Thursday, January 29, 2009

"My name is GYA and I am a first aider."

Two days of first aid training completed. Should you fall from a great height, collapse, crash your car, choke etc etc etc in my general vicinity I am now qualified to leap to your assistance and announce myself with a flourish.

I was a little disappointed that we didn't get to practise emergency tracheotomy or run along along a corridor with a prone victim on a trolley, but I was tested with the most magnificent scenario - a man carrying a heavy box has fallen down the stairs, possible broken pelvis, severe carpet burn on thigh, and has now been jumped on by a nosy cat causing him to go into anaphylaxis. You will be relieved to hear that he lived.

Quite a bizarre group too. Most interesting/entertaining was Andrey the Russian IT guy (well Kurgistan, if we're being pernickity), who looked disturbingly like David Walliams and said things like "When I was child I was digging for worms and I cut hand on broken glass - my father cleaned with vodka; this good?". At one point I was waiting for Jeremy Beadle to leap out, but then I remembered he was dead. So I assumed Jimmy Carr would be out there somewhere. He also started quite a fierce debate about how to treat poisoning as he was having none of the new fangled idea that making the poisonee throw up was daft and might kill them. Choking on vomit obviously not commonplace in Kurgistan.

And did you know they don't recommend using antiseptic on cuts these days; just a good rinse with clean water.

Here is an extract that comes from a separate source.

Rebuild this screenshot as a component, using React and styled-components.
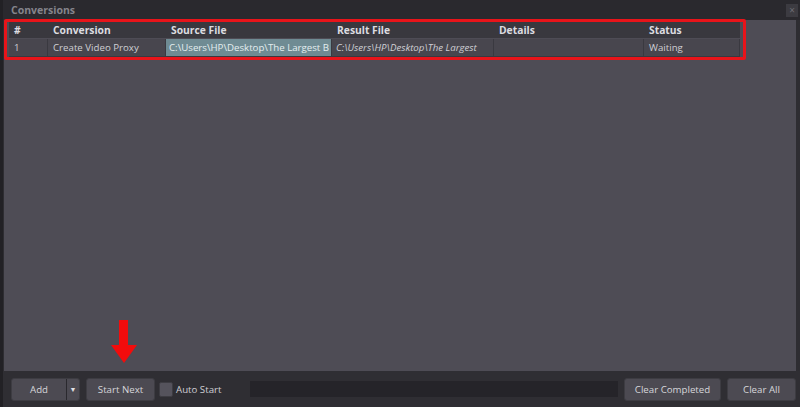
import React from 'react';
import styled, { createGlobalStyle } from 'styled-components';

const Global = createGlobalStyle`
  html, body { margin: 0; padding: 0; background: #2c2b30; }
  body { font-family: "Open Sans", "Noto Sans", sans-serif; }
`;

const Window = styled.div`
  width: 800px;
  height: 407px;
  display: flex;
  flex-direction: column;
  background: #2e2d32;
  border-left: 3px solid #222125;
  box-sizing: border-box;
  overflow: hidden;
`;

const TitleBar = styled.div`
  height: 20px;
  display: flex;
  align-items: center;
  justify-content: space-between;
  padding: 0 2px 0 8px;
  background: #2a292e;
  flex-shrink: 0;
`;

const Title = styled.span`
  color: #85848c;
  font-size: 10.5px;
  font-weight: 700;
`;

const CloseBtn = styled.div`
  width: 12px;
  height: 13px;
  background: #3c3b41;
  color: #6d6c73;
  font-size: 10px;
  line-height: 12px;
  text-align: center;
`;

const Body = styled.div`
  flex: 1;
  margin: 0 4px 0 1px;
  background: #4e4c55;
  position: relative;
  padding: 2px 0 0 5px;
`;

const Table = styled.div`
  display: grid;
  grid-template-columns: 39px 118px 166px 162px 150px 96px;
  width: 731px;
`;

const Head = styled.div`
  height: 16px;
  background: #39383e;
  color: #dcdce0;
  font-size: 10.3px;
  font-weight: 700;
  padding-left: 5px;
  line-height: 16px;
`;

const Cell = styled.div`
  height: 17px;
  margin-top: 1px;
  background: ${(p) => (p.selected ? '#6f8b93' : '#48464e')};
  color: ${(p) => (p.selected ? '#e4eef0' : '#cfcfd4')};
  font-style: ${(p) => (p.italic ? 'italic' : 'normal')};
  font-size: 9.7px;
  line-height: 17px;
  padding-left: ${(p) => p.pad || 5}px;
  border-right: 1px solid #3a3940;
  border-bottom: 1px solid #3a3940;
  white-space: nowrap;
  overflow: hidden;
`;

const Highlight = styled.div`
  position: absolute;
  left: 0;
  top: -1px;
  width: 742px;
  height: 41px;
  border: 3px solid #e8141a;
  border-radius: 2px;
  box-sizing: border-box;
  pointer-events: none;
`;

const Arrow = styled.svg`
  position: absolute;
  left: 103px;
  top: 300px;
`;

const Toolbar = styled.div`
  height: 36px;
  display: flex;
  align-items: center;
  padding: 0 0 0 8px;
  gap: 6px;
  flex-shrink: 0;
  background: #2f2e33;
`;

const Button = styled.div`
  height: 23px;
  width: ${(p) => p.w}px;
  display: flex;
  align-items: center;
  justify-content: center;
  background: #4c4a52;
  border: 1px solid #3d3c42;
  border-radius: 3px;
  color: #d6d6da;
  font-size: 9.7px;
  box-sizing: border-box;
  flex-shrink: 0;
`;

const SplitButton = styled(Button)`
  justify-content: flex-start;
  padding: 0;
`;

const SplitLabel = styled.span`
  flex: 1;
  text-align: center;
`;

const SplitArrow = styled.span`
  width: 12px;
  height: 100%;
  border-left: 1px solid #2a292e;
  display: flex;
  align-items: center;
  justify-content: center;
  font-size: 7px;
  color: #e0e0e4;
`;

const Check = styled.label`
  display: flex;
  align-items: center;
  gap: 3px;
  color: #cfcfd4;
  font-size: 9.7px;
  margin-left: -2px;
  width: 85px;
  flex-shrink: 0;
`;

const Box = styled.span`
  width: 12px;
  height: 13px;
  background: #55535c;
  border: 1px solid #3d3c42;
  border-radius: 2px;
`;

const Progress = styled.div`
  width: 368px;
  height: 16px;
  background: #252429;
  flex-shrink: 0;
`;

export default function App() {
  return (
    <>
      <Global />
      <Window>
        <TitleBar>
          <Title>Conversions</Title>
          <CloseBtn>×</CloseBtn>
        </TitleBar>
        <Body>
          <Table>
            <Head>#</Head>
            <Head>Conversion</Head>
            <Head>Source File</Head>
            <Head>Result File</Head>
            <Head>Details</Head>
            <Head>Status</Head>
            <Cell>1</Cell>
            <Cell>Create Video Proxy</Cell>
            <Cell selected pad={3}>C:\Users\HP\Desktop\The Largest B</Cell>
            <Cell italic pad={4}>C:\Users\HP\Desktop\The Largest</Cell>
            <Cell />
            <Cell>Waiting</Cell>
          </Table>
          <Highlight />
          <Arrow width="34" height="44" viewBox="0 0 34 44">
            <rect x="12" y="0" width="9" height="26" fill="#f20c0c" />
            <polygon points="4,25 30,25 17,43" fill="#f20c0c" />
          </Arrow>
        </Body>
        <Toolbar>
          <SplitButton w={69}>
            <SplitLabel>Add</SplitLabel>
            <SplitArrow>▼</SplitArrow>
          </SplitButton>
          <Button w={69}>Start Next</Button>
          <Check>
            <Box />
            Auto Start
          </Check>
          <Progress />
          <Button w={97}>Clear Completed</Button>
          <Button w={69}>Clear All</Button>
        </Toolbar>
      </Window>
    </>
  );
}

So...January 2010 Egypt I'll be ready for them. Fling yourselves off as many olde monumentes as you will, I will wrench you into the recovery position and introduce myself whether you want to or not.

In other news, the midwife (just typed midwaif...the Kate Moss of prenantal care) thinks Wolfie might be a couple of days early. Will let you know.

I'm off to define the role of royal women in 18th dynasty Egypt. Adios!